Please, without the pictures, retype exactly the lines from the start of the material through the line that holds "MdPerson, MdRefresh, MdStarBorder".

START Dataset section

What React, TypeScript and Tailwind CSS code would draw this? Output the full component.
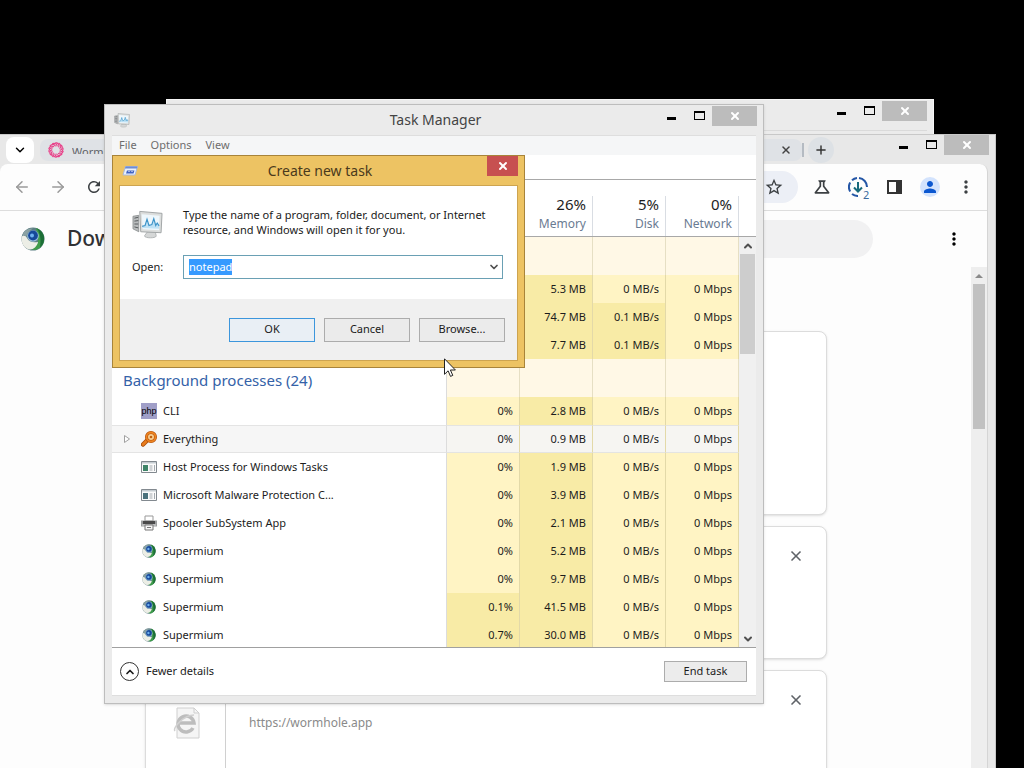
import React, { useEffect, useRef } from 'react';
import { ArrowLeft, ArrowRight, ChevronDown, ChevronUp, Plus, X } from 'lucide-react';
import { MdMoreVert, MdOutlineScience, MdPerson, MdRefresh, MdStarBorder } from 'react-icons/md';

type Row = {
  name: string;
  icon?: 'php' | 'everything' | 'host' | 'malware' | 'printer' | 'supermium';
  cpu: string;
  memory: string;
  disk: string;
  hovered?: boolean;
};

const appRows: Row[] = [
  { name: '', cpu: '', memory: '5.3 MB', disk: '0 MB/s' },
  { name: '', cpu: '', memory: '74.7 MB', disk: '0.1 MB/s' },
  { name: '', cpu: '', memory: '7.7 MB', disk: '0.1 MB/s' },
];

const backgroundRows: Row[] = [
  { name: 'CLI', icon: 'php', cpu: '0%', memory: '2.8 MB', disk: '0 MB/s' },
  { name: 'Everything', icon: 'everything', cpu: '0%', memory: '0.9 MB', disk: '0 MB/s', hovered: true },
  { name: 'Host Process for Windows Tasks', icon: 'host', cpu: '0%', memory: '1.9 MB', disk: '0 MB/s' },
  { name: 'Microsoft Malware Protection C...', icon: 'malware', cpu: '0%', memory: '3.9 MB', disk: '0 MB/s' },
  { name: 'Spooler SubSystem App', icon: 'printer', cpu: '0%', memory: '2.1 MB', disk: '0 MB/s' },
  { name: 'Supermium', icon: 'supermium', cpu: '0%', memory: '5.2 MB', disk: '0 MB/s' },
  { name: 'Supermium', icon: 'supermium', cpu: '0%', memory: '9.7 MB', disk: '0 MB/s' },
  { name: 'Supermium', icon: 'supermium', cpu: '0.1%', memory: '41.5 MB', disk: '0 MB/s' },
  { name: 'Supermium', icon: 'supermium', cpu: '0.7%', memory: '30.0 MB', disk: '0 MB/s' },
];

const SupermiumIcon = ({ className }: { className: string }) => (
  <svg viewBox="0 0 24 24" className={className}>
    <circle cx="12" cy="12" r="11.5" fill="#5d7f84" />
    <path d="M15 1a11.500 11.500 0 0 1 0 22c-3 0-5-1-6-2 6-1 9-5 8-10z" fill="#3f9c4b" />
    <path d="M16 1.500c5 2 8 7 7 12-.5 3-2 5-4 7 1-6 1-13-3-19z" fill="#1c6e36" />
    <path d="M.6 10C2 8 4 8 6 11c2 4 6 5 11 4-1 5-5 8-9 7.400C3 21 0 16 .6 10z" fill="#eceee6" />
    <path d="M3 5C6 2 9 1 12 1.500 9 3 6 6 5.500 9.500 4 8 2.500 8 1.500 8z" fill="#8aa1a3" />
    <circle cx="12" cy="9" r="5.800" fill="#9cc0dd" />
    <circle cx="12" cy="8.500" r="4.900" fill="#16489a" />
    <circle cx="11" cy="8.500" r="2" fill="#6fb1ef" />
  </svg>
);

const MonitorIcon = ({ className }: { className: string }) => (
  <svg viewBox="0 0 32 32" className={className}>
    <path d="M1 8l6-1v17l-6-3z" fill="#b9bcbd" stroke="#85898b" strokeWidth=".8" />
    <path d="M2.500 10l4-1M2.500 13l4-.5M2.500 16h4M2.500 19l4 1" stroke="#55595b" />
    <path d="M16 24h8l1 4c1 3-13 3-12 0z" fill="#d5d7d7" stroke="#a5a8a9" strokeWidth=".8" />
    <path d="M8 3l23 2-1 20-21-1z" fill="#dcdedd" stroke="#a0a4a5" />
    <path d="M10 6l18.500 1.500-.7 15L11 21.500z" fill="#eef7fc" />
    <path d="M10.500 19l3-1 2-7 2 7 3-1 2-6 2 7 1.500-3 2 3v3l-17-1z" fill="#bfe2f5" />
    <path d="M10.500 18.500l3-1 2-6.500 2 6.500 3-1 2-6 2 7 1.500-2.500 2 3" fill="none" stroke="#3b93c8" strokeWidth="1.200" />
  </svg>
);

const RunIcon = () => (
  <svg viewBox="0 0 16 12" className="h-3 w-4">
    <path d="M3.500 1.500h12l-2.500 8.500H1z" fill="#eaf1fb" stroke="#a9b9de" />
    <path d="M3.500 1.500h12l-.5 2h-12z" fill="#6e8cd2" />
    <path d="M5 5.500h7.500L11.500 8.500H4z" fill="#3f63c4" />
    <path d="M6.500 6.500h1M9.500 6.500h1" stroke="#fff" />
  </svg>
);

const WormholeIcon = () => (
  <svg viewBox="0 0 24 24" className="size-4 text-[#e8428a]">
    {Array.from({ length: 14 }, (_, i) => (
      <path
        key={i}
        d="M11 1q7 1 5 7"
        fill="none"
        stroke="currentColor"
        strokeWidth="1.800"
        transform={`rotate(${(i * 360) / 14} 12 12)`}
      />
    ))}
  </svg>
);

const ProcessIcon = ({ icon }: { icon: Row['icon'] }) => {
  if (icon === 'supermium') return <SupermiumIcon className="mx-px size-3.5" />;
  if (icon === 'php') {
    return (
      <span className="flex size-4 items-center justify-center bg-[#a09fc8] font-['Liberation_Sans',sans-serif] text-[9px] leading-none text-black">
        php
      </span>
    );
  }
  if (icon === 'everything') {
    return (
      <svg viewBox="0 0 16 16" className="size-4">
        <path d="M6 9.500L2 13.500" stroke="#a84c08" strokeWidth="4.500" strokeLinecap="round" />
        <path d="M6 9.500L2 13.500" stroke="#e87c1c" strokeWidth="2.600" strokeLinecap="round" />
        <circle cx="10" cy="6" r="4.500" fill="#f9cf92" stroke="#b04e0a" strokeWidth="3" />
        <circle cx="10" cy="6" r="4.500" fill="none" stroke="#ee8420" strokeWidth="1.800" />
        <circle cx="10" cy="6" r="1.300" fill="#c2600f" />
      </svg>
    );
  }
  if (icon === 'printer') {
    return (
      <svg viewBox="0 0 16 16" className="size-4">
        <path d="M4 1h8v5H4z" fill="#fff" stroke="#999" />
        <path d="M0 5.500h16v6H0z" fill="#9c9e9f" />
        <path d="M2 6h12v3H2z" fill="#4a4a4a" />
        <path d="M1 10h14" stroke="#d8d8d8" />
        <path d="M4 10h8v5H4z" fill="#f7f7f7" stroke="#777" />
        <path d="M6 12.500h4" stroke="#777" />
      </svg>
    );
  }
  return (
    <svg viewBox="0 0 16 16" className="size-4">
      <path d="M.5 2.500h15v11H.5z" fill="#fbfbfb" stroke="#82898f" />
      <path d="M1 3h14v1.500H1z" fill="#c5ccd1" />
      <path d="M2 6h5v6H2z" fill={icon === 'host' ? '#3f8468' : '#4b727c'} />
      <path d="M8.500 7h3M8.500 9h3M8.500 11h3M13.500 6v6" stroke="#a5abb0" />
    </svg>
  );
};

const WindowControls = () => (
  <div className="flex h-5 items-start">
    <button aria-label="Minimize" className="mr-[18px] flex h-3.5 w-[9px] items-end">
      <span className="h-[3px] w-full bg-black" />
    </button>
    <button aria-label="Maximize" className="mr-[7px] mt-[5px] h-[9px] w-[11px] border border-t-2 border-black" />
    <button
      aria-label="Close"
      className="flex h-5 w-[45px] items-center justify-center bg-[#bcbcbc] text-white"
    >
      <X className="size-3" strokeWidth={4} />
    </button>
  </div>
);

const BackWindow = () => (
  <div className="absolute left-[166px] right-[90px] top-[99px] flex h-[60px] flex-col border border-[#f6f6f6] bg-[#ebebeb] px-[6px] pt-px">
    <div className="flex h-[30px] justify-end border-b border-[#dadada]">
      <WindowControls />
    </div>
  </div>
);

const DownloadCard = ({ className, url, removable }: { className: string; url?: string; removable?: boolean }) => (
  <article className={`flex shrink-0 rounded-lg border border-[#dcdcdc] bg-white shadow ${className}`}>
    <div className="flex w-20 shrink-0 justify-center border-r border-[#d0d0d0] pt-[36px]">
      {url && (
        <svg viewBox="0 0 28 32" className="h-8 w-7">
          <path d="M5 1h17l5 5v25H5z" fill="#f5f5f5" stroke="#cfcfcf" />
          <path d="M22 1v5h5" fill="none" stroke="#cfcfcf" />
          <path d="M21 21a8 8 0 1 1 1-5H8" fill="none" stroke="#bdbdbd" strokeWidth="3.500" />
          <path d="M3 24c-3-3 9-16 19-16" fill="none" stroke="#d0d0d0" strokeWidth="1.500" />
        </svg>
      )}
    </div>
    <div className="min-w-0 flex-1 px-[23px] pt-[42px] text-xs leading-5 text-[#8a8a8a]">
      {url && <a href={url}>{url}</a>}
    </div>
    {removable && (
      <button aria-label="Remove from list" className="mr-[22px] mt-[21px] size-4 self-start text-[#5f6368]">
        <X className="size-4" strokeWidth={2.5} />
      </button>
    )}
  </article>
);

const BrowserWindow = () => (
  <div className="absolute bottom-0 left-0 right-[28px] top-[134px] flex flex-col overflow-hidden border-r border-t border-[#c8c8c8] bg-[#e8e8e8]">
    <div className="flex h-[29px] shrink-0 items-start pr-[6px]">
      <button
        aria-label="Search tabs"
        className="ml-1.5 mt-0.5 flex h-[26px] w-7 items-center justify-center rounded-lg bg-white"
      >
        <ChevronDown className="size-3.5" strokeWidth={2.5} />
      </button>
      <div className="ml-1.5 mt-1 flex h-[22px] flex-1 items-center rounded-lg bg-[#dfe2e6] pl-2 pr-2.5">
        <WormholeIcon />
        <span className="ml-2 h-[7px] overflow-hidden text-[11px] leading-[9px] text-[#5f6368]">Wormhole</span>
        <button aria-label="Close tab" className="ml-auto text-[#444]">
          <X className="size-3" strokeWidth={3} />
        </button>
      </div>
      <span className="mr-1 mt-2 h-3.5 border-l-2 border-[#b5bbc2]" />
      <button
        aria-label="New tab"
        className="mr-[65px] mt-0.5 flex size-[26px] items-center justify-center rounded-full bg-[#dde1e5] text-[#333]"
      >
        <Plus className="size-3.5" strokeWidth={2.5} />
      </button>
      <WindowControls />
    </div>

    <div className="mr-[7px] flex min-h-0 flex-1 flex-col rounded-t-lg border-r border-[#d5d5d5] bg-[#fdfdfd]">
      <nav className="flex h-[47px] shrink-0 items-center border-b border-[#dddddd] pl-[13px] pr-[11px] text-[#3c4043]">
        <button aria-label="Back" className="mr-[18px] text-[#9a9a9a]">
          <ArrowLeft className="size-[18px]" />
        </button>
        <button aria-label="Forward" className="mr-[18px] text-[#9a9a9a]">
          <ArrowRight className="size-[18px]" />
        </button>
        <button aria-label="Reload">
          <MdRefresh className="size-[18px]" />
        </button>
        <div className="ml-3 mr-2.5 flex h-8 flex-1 items-center justify-end rounded-full bg-[#eceff6] pr-3.5">
          <button aria-label="Bookmark this tab">
            <MdStarBorder className="size-5" />
          </button>
        </div>
        <div className="flex items-center gap-4">
          <button aria-label="Labs" className="ml-1">
            <MdOutlineScience className="size-5" />
          </button>
          <button aria-label="Downloads" className="relative">
            <svg viewBox="0 0 20 20" className="size-5" fill="none" stroke="#2456a6" strokeWidth="2">
              <path d="M10 19A9 9 0 0 1 4 17" />
              <path d="M2.200 14.500A9 9 0 0 1 2.200 5.500" />
              <path d="M4 3.300A9 9 0 0 1 9 1M11 1a9 9 0 0 1 8 9" />
              <path d="M10 5v9M6 10.500l4 4 4-4" stroke="#17697c" />
            </svg>
            <span className="absolute left-[14px] top-[12px] bg-[#fdfdfd] px-px text-[11px] leading-3 text-[#3c6a9e]">
              2
            </span>
          </button>
          <button aria-label="Side panel">
            <svg viewBox="0 0 20 20" className="size-5">
              <path d="M4 4h13v12H4z" fill="none" stroke="#333" strokeWidth="2" />
              <path d="M12 4h5v12h-5z" fill="#333" />
            </svg>
          </button>
          <button
            aria-label="Profile"
            className="flex size-5 items-center justify-center rounded-full bg-[#d3e3fd] text-[#0b57d0]"
          >
            <MdPerson className="size-[18px]" />
          </button>
          <button aria-label="Browser menu">
            <MdMoreVert className="size-5" />
          </button>
        </div>
      </nav>

      <div className="flex min-h-0 flex-1 flex-col">
        <header className="flex h-14 shrink-0 items-center pl-[21px] pr-[23px]">
          <SupermiumIcon className="size-6" />
          <h1 className="ml-[22px] text-[21px] font-medium text-[#303134]">Downloads</h1>
          <div className="ml-auto mr-[71px] h-[38px] w-[680px] max-w-[60%] rounded-full bg-[#f1f1f2]" />
          <button aria-label="More actions">
            <MdMoreVert className="size-5" />
          </button>
        </header>
        <div className="flex min-h-0 flex-1">
          <main className="flex min-w-0 flex-1 flex-col gap-[11px] overflow-hidden pl-[145px] pr-[144px] pt-16">
            <DownloadCard className="h-[184px]" />
            <DownloadCard className="h-[133px]" removable />
            <DownloadCard className="h-[133px]" url="https://wormhole.app" removable />
          </main>
          <div className="w-4 shrink-0 bg-[#eeeeee] px-0.5">
            <div className="flex h-[17px] items-center justify-center">
              <span className="border-x-4 border-b-4 border-x-transparent border-b-[#8a8a8a]" />
            </div>
            <div className="h-[145px] bg-[#c1c1c1]" />
          </div>
        </div>
      </div>
    </div>
  </div>
);

const HeaderCell = ({ value, label }: { value?: string; label?: string }) => (
  <th className="h-[57px] border-b border-[#a8a8a8] p-0 align-bottom font-normal">
    <div className="h-10 border-r border-[#d9dde3] pr-1.5 text-right">
      <span className="block h-5 text-[15px] leading-4 text-[#1e1e1e]">{value}</span>
      <span className="block text-xs leading-4 text-[#6a7b92]">{label}</span>
    </div>
  </th>
);

const GroupRow = ({ label }: { label: string }) => (
  <tr className="h-[38px]">
    <td className="border-r border-[#dcdcdc] p-0 pl-[11px] pt-1 text-[15px] text-[#3462a8]">{label}</td>
    {[0, 1, 2, 3].map((col) => (
      <td key={col} className="border-r border-[#e6dfc4] bg-[#fff8e6]" />
    ))}
  </tr>
);

const ProcessRow = ({ row }: { row: Row }) => {
  const light = 'bg-[#fff4c4]';
  const dark = 'bg-[#f8eba6]';
  const tint = (busy: boolean) => (row.hovered ? 'border-y border-y-[#e4e4e2] bg-[#f6f5f2]' : busy ? dark : light);
  const cell = 'border-r border-r-[#e3d9a8] p-0 pr-1.5 text-right';

  return (
    <tr className="h-7">
      <td
        className={`border-r border-r-[#dcdcdc] p-0 ${row.hovered ? 'border-y border-y-[#e4e4e4] bg-[#f6f6f6]' : ''}`}
      >
        <div className="flex items-center">
          <span className="flex w-[29px] shrink-0 justify-center">
            {row.hovered && (
              <svg viewBox="0 0 6 8" className="h-2 w-1.5">
                <path d="M.5.5v7l5-3.500z" fill="#fff" stroke="#a0a0a0" />
              </svg>
            )}
          </span>
          {row.icon && <ProcessIcon icon={row.icon} />}
          <span className="ml-1.5 whitespace-nowrap">{row.name}</span>
        </div>
      </td>
      <td className={`${cell} ${tint(row.cpu.length > 2)}`}>{row.cpu}</td>
      <td className={`${cell} ${tint(true)}`}>{row.memory}</td>
      <td className={`${cell} ${tint(row.disk !== '0 MB/s')}`}>{row.disk}</td>
      <td className={`${cell} ${tint(false)}`}>0 Mbps</td>
    </tr>
  );
};

const TaskManager = () => (
  <div className="absolute left-[104px] top-[104px] flex h-[600px] w-[660px] flex-col border border-[#bdbdbd] bg-[#ebebeb] px-[7px] pb-[7px] shadow-sm">
    <div className="-mr-px flex h-[30px] shrink-0">
      <div className="flex flex-1 items-center pl-0.5">
        <MonitorIcon className="size-4" />
      </div>
      <h2 className="self-center text-[14px] leading-4 text-[#444]">Task Manager</h2>
      <div className="flex flex-1 justify-end pt-px">
        <WindowControls />
      </div>
    </div>

    <div className="flex min-h-0 flex-1 flex-col border-y border-[#dedede] bg-white text-[11px] text-[#1c1c1c]">
      <div className="flex h-[19px] shrink-0 items-center gap-3.5 bg-[#f5f6f7] pl-[7px] text-[#6d6d6d]">
        <button>File</button>
        <button>Options</button>
        <button>View</button>
      </div>
      <div className="h-[25px] shrink-0 border-b border-[#a8a8a8]" />

      <div className="flex min-h-0 flex-1 overflow-hidden">
        <div className="min-w-0 flex-1">
          <table className="w-full table-fixed border-separate border-spacing-0">
            <colgroup>
              <col />
              <col className="w-[73px]" />
              <col className="w-[73px]" />
              <col className="w-[73px]" />
              <col className="w-[73px]" />
            </colgroup>
            <thead>
              <tr>
                <HeaderCell />
                <HeaderCell />
                <HeaderCell value="26%" label="Memory" />
                <HeaderCell value="5%" label="Disk" />
                <HeaderCell value="0%" label="Network" />
              </tr>
            </thead>
            <tbody>
              <GroupRow label="" />
              {appRows.map((row, idx) => (
                <ProcessRow key={idx} row={row} />
              ))}
              <GroupRow label="Background processes (24)" />
              {backgroundRows.map((row, idx) => (
                <ProcessRow key={idx} row={row} />
              ))}
            </tbody>
          </table>
        </div>
        <div className="flex w-[17px] shrink-0 flex-col bg-[#f0f0f0]">
          <div className="h-[57px] shrink-0 border-b border-[#a8a8a8] bg-white" />
          <button aria-label="Scroll up" className="flex h-[17px] items-center justify-center">
            <ChevronUp className="size-3 text-[#505050]" strokeWidth={4} />
          </button>
          <div className="mx-px h-[100px] bg-[#cdcdcd]" />
          <button aria-label="Scroll down" className="mt-auto flex h-[17px] items-center justify-center">
            <ChevronDown className="size-3 text-[#505050]" strokeWidth={4} />
          </button>
        </div>
      </div>

      <div className="flex h-12 shrink-0 items-center justify-between border-t border-[#a0a0a0] pl-2 pr-[9px]">
        <button className="flex items-center gap-[7px]">
          <span className="flex size-[19px] items-center justify-center rounded-full border border-[#333]">
            <ChevronUp className="size-3" strokeWidth={3.5} />
          </span>
          Fewer details
        </button>
        <button className="h-[21px] w-[83px] border border-[#acacac] bg-[#ececec]">End task</button>
      </div>
    </div>
  </div>
);

const RunDialog = () => {
  const inputRef = useRef<HTMLInputElement>(null);

  useEffect(() => {
    inputRef.current?.focus();
    inputRef.current?.select();
  }, []);

  return (
    <div
      role="dialog"
      aria-labelledby="run-title"
      className="absolute left-[112px] top-[155px] flex h-[213px] w-[413px] flex-col border border-[#a8843a] bg-[#edc363] px-[6px] pb-[6px] text-[11px] text-[#1a1a1a]"
    >
      <div className="flex h-[29px] shrink-0">
        <div className="flex flex-1 items-center pl-[3px]">
          <RunIcon />
        </div>
        <h2 id="run-title" className="self-center text-[14px] leading-4 text-[#4a3a1c]">
          Create new task
        </h2>
        <div className="flex flex-1 justify-end">
          <button aria-label="Close" className="flex h-5 w-[31px] items-center justify-center bg-[#c75050] text-white">
            <X className="size-3" strokeWidth={4} />
          </button>
        </div>
      </div>

      <div className="flex flex-1 flex-col border border-[#cda450] bg-white">
        <div className="flex-1 pl-3 pr-3.5">
          <div className="flex gap-5 pt-[21px]">
            <MonitorIcon className="mt-px h-8 w-[31px] shrink-0" />
            <p className="whitespace-nowrap leading-[15px]">
              Type the name of a program, folder, document, or Internet
              <br />
              resource, and Windows will open it for you.
            </p>
          </div>
          <div className="mt-[15px] flex items-center">
            <label htmlFor="run-open" className="w-[51px]">
              Open:
            </label>
            <div className="flex h-6 flex-1 items-center border border-[#6aa0b4]">
              <input
                id="run-open"
                ref={inputRef}
                defaultValue="notepad"
                className="min-w-0 flex-1 px-[5px] outline-none selection:bg-[#3399ff]/99 selection:text-white"
              />
              <button aria-label="Show recent" className="flex w-4 justify-center">
                <ChevronDown className="size-3 text-[#505050]" strokeWidth={3.5} />
              </button>
            </div>
          </div>
        </div>
        <div className="flex h-[61px] items-center justify-end gap-[9px] bg-[#f0f0f0] pr-3">
          <button className="h-6 w-[86px] border border-[#3c96dc] bg-[#e9eff5]">OK</button>
          <button className="h-6 w-[86px] border border-[#acacac] bg-[#ebebeb]">Cancel</button>
          <button className="h-6 w-[86px] border border-[#acacac] bg-[#ebebeb]">Browse...</button>
        </div>
      </div>
    </div>
  );
};

export default function App() {
  return (
    <div className="relative h-screen w-full overflow-hidden bg-black font-['Noto_Sans','Open_Sans',sans-serif]">
      <BackWindow />
      <BrowserWindow />
      <TaskManager />
      <RunDialog />
      <svg viewBox="0 0 12 19" className="absolute left-[444px] top-[358px] h-[19px] w-3">
        <path
          d="M.5.8v15.500l3.600-3.500 2.400 5.600 2.300-1-2.400-5.400h5z"
          fill="#fff"
          stroke="#222"
          strokeLinejoin="round"
        />
      </svg>
    </div>
  );
}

END Dataset section

▶ Response below
What React, TypeScript and Tailwind CSS code would draw this? Output the full component.
import React, { useEffect, useRef } from 'react';
import { ArrowLeft, ArrowRight, ChevronDown, ChevronUp, Plus, X } from 'lucide-react';
import { MdMoreVert, MdOutlineScience, MdPerson, MdRefresh, MdStarBorder } from 'react-icons/md';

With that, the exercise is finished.